Tambara flashed pearly white teeth in a grin, “Thanks!” she sounded surprised. “You can tell that to our reviewers. It got rejected from two other journals.”

“No,” he could see the self-satisfied smirk on Evelyn’s face out the corner of his eye, but he tried to ignore it. “It saved us a load of time.”

“Reviewer Two thought we needed a more senior scientist on it to give it credibility.” She rolled her eyes.

“It’s always Reviewer Two, huh?” he asked, and tried to ignored Evelyn’s showy yawn, just slightly behind her friend.

“Anyway!” Evelyn clapped her hand on Tambara’s shoulder. “I thought you two should chat because James here has a Bruce of his own.”
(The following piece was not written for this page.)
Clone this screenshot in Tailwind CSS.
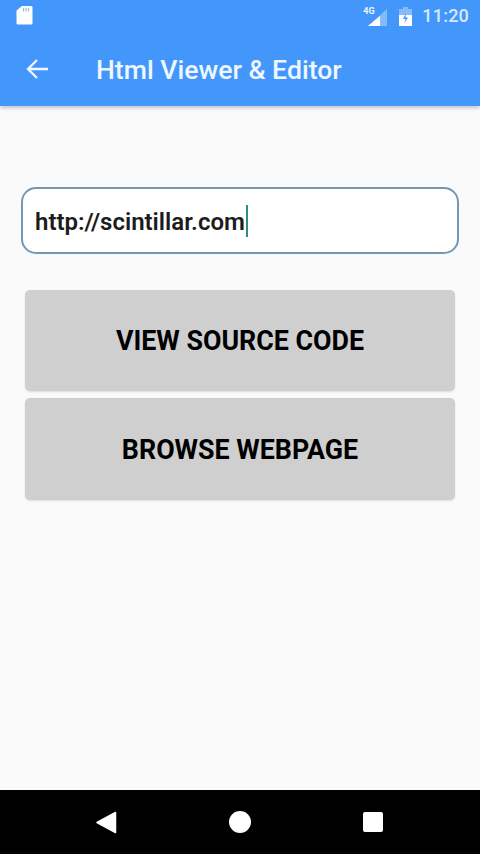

This made Tambara stand a little straighter and she looked back at James with renewed interest. “Oh really? Who’s yours?”

“What’s a . . . Bruce?”

Evelyn took a gulp of coffee, winced, frowned into the mug, then smoothly set the mug down behind a poster-board. “Bruce is on his seventh PhD, but first with Tambara, right?” Off her nod, Evelyn smiled at them both. “Like your student, uh . . .”

“Stephen,” he supplied.

“Yeah – the Strange one.” Evelyn winked at him and drifted off to resume her networking extraordinaire persona.

Tambara set her coffee down to join Evelyn’s and stepped a little closer. “So how many PhDs does your student have already?”

“Only the one, but he’s also an MD.”

“Well everyone agrees that at least one of those doesn’t count,” Tambara scoffed. “I’m the second supervisor on Bruce’s seventh PhD. I actually thought it might be easier, supervising someone who’s done one before?”

“Oh, rookie mistake,” James found that he needed both hands to gesticulate properly and added his cup to the two already hiding behind the poster-board. “At Steve’s one-year review, I had to explain the difference between peer-reviewed literature and grey literature. He cited some very old religious texts as a primary reference on how ‘energy flow’ affects human health.”

This made Tambara chuckle, and James wanted to award himself a point. “Bruce is actually a pretty good writer. In fact he’s writing a lit review for one of my grants. I feel bad about it,” she said quickly, “I always swore I wouldn’t use my students when I got them but he offered. Said he wanted the experience.”

“Hey, you don’t need to tell me. Steve is amazingly good at lab work, it’s like he’s running a hundred parallel experiments. I even asked him if he could take over a trial for me. He seems okay.”

“Does he fit in with the other students? Bruce is like . . . oh he breaks my heart. The other students just don’t accept him.”

“No, Steve too. But I don’t think he particularly wants to fit in with the others. He insists on having all his mail addressed to Doctor Strange.”

One of the excitable undergrads was circling the talking groups, ringing his silver bell and asking people to return to the auditorium. Tambara sighed and arched her back, grasping the back of her neck with the palm of her hand. “Ugh, I don’t know if I can go back to those chairs yet.”

“Tell me about it.”

She shot him a calculating look. “So . . . since the coffee here is so terrible, and we seem to have some research interests in common . . . I, uh, heard there was a great little coffee house in the mall across the street?”

In one of those rare moments of blinding insight, James was sure he could hear Evelyn cackling with glee as she told him this was the moment he missed out on a date. “That sounds . . . great,” he said slowly, stealing a quick look over her shoulder to check where the enthusiastic undergrad was. “Because I would love to talk to you about why you recommend a universal primer.”

As he passed Evelyn, he was sure she mouthed ‘yasss queen’ at Tambara before Tambara upped their pace away to escape the sea of poster-boards faster.